Welcome to the study of Justice!

Episode One opens our study of justice by considering the philosophy of utilitarianism. A good way to continue the discussion is to consider the principle of utility and to ask whether it always gets the right answer.


Harming the Innocent
According to the principle of utility, we should always do whatever will produce the greatest amount of happiness and whatever is necessary to prevent the greatest amount of unhappiness. But what if the only way to produce happiness, and to prevent unhappiness, is to harm or even kill innocent people?

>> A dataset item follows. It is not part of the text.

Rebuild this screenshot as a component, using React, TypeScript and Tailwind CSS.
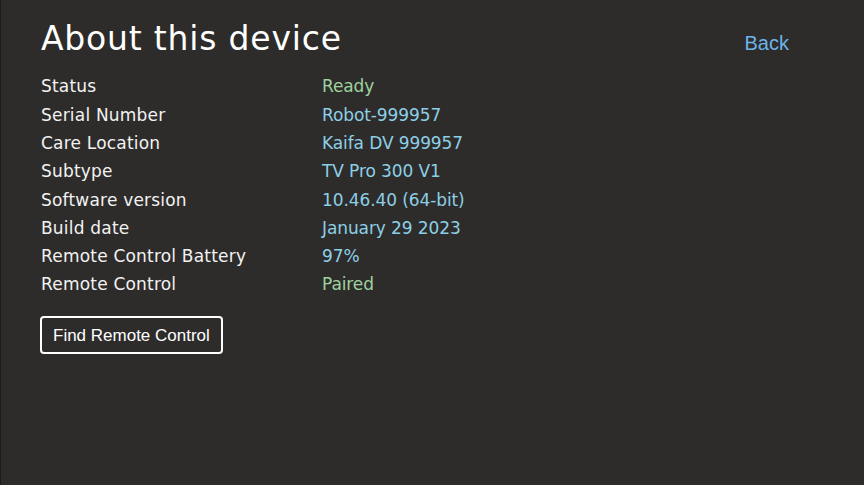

  1. Suppose you are driving through a narrow tunnel and a worker falls onto the road in front of you. There is not enough time for you to stop. If you keep straight, you will hit the worker and kill him, but if you swerve left into oncoming traffic, you will collide with a school bus and kill at least five children. What’s the right thing to do? Does utilitarianism get the right answer?
  2. Suppose ten thousand innocent civilians live next to a munitions factory in a country at war. If you bomb the factory, all of them will die. If you don’t bomb the factory, it will be used to produce bombs that will be dropped on fifty thousand innocent civilians in another country. What’s the right thing to do? Does utilitarianism get the right answer?
  3. Suppose a man has planted a bomb in New York City, and it will explode in twenty-four hours unless the police are able to find it. Should it be legal for the police to use torture to extract information from the suspected bomber? Does utilitarianism get the right answer?
  4. Now suppose the man who has planted the bomb will not reveal the location unless an innocent member of his family is tortured. Should it be legal for the police to torture innocent people, if that is truly the only way to discover the location of a large bomb? Does utilitarianism have the right answer?

Telling the Truth
The principle of utility tells us to do whatever is necessary to minimize pain and unhappiness, but pain and unhappiness have many sources. There are times when telling people the truth would make them very unhappy. Should you lie to a person whenever lying is the only way to spare his or her feelings and prevent unhappiness?

  1. Suppose your friend likes to sing in the shower, and he thinks he is an excellent singer. In fact, however, he sounds truly awful. Should you tell him the truth, even if it will ruin his self-confidence? Does utilitarianism have the right answer?
  2. Suppose a man has been missing for many years, and you have just learned that he is dead. Should you tell the man’s father, even if it will crush his hopes and send him into despair? Does utilitarianism have the right answer?
  3. If you think it would be wrong to lie in one or both of these cases, do you think there is sometimes a moral duty to tell the truth despite the consequences? Does this duty mean that the principle of utility is mistaken?

Living Your Life
The principle of utility says that we should always maximize happiness. It does not matter whether we are deciding on the laws of our country as citizens and officials, or whether we are deciding what to do in our own private lives. In every possible case, the principle of utility tells us to choose the course of action that will produce the greatest amount of happiness. Is that right?

  1. here are many needy people in the world who could benefit from your help. If you were to volunteer one evening per week, you could reduce need and thereby increase the sum of happiness. But if you were to volunteer all of your evenings, then you could produce even more happiness. Should you volunteer all of your spare time to helping the needy? Would it be wrong not to do so?
  2. There are many poor people in the world who lack the money to buy food, clothing, shelter, and medicine. If you were to donate $100 to a charity such as Oxfam, then some of these people would get what they desperately need and you would thereby increase happiness. But if you were to donate all of your spare income each month, then even more people would get what they desperately need and you would produce even more happiness. Should you donate all of your spare income to charities such as Oxfam? Would it be wrong not to do so?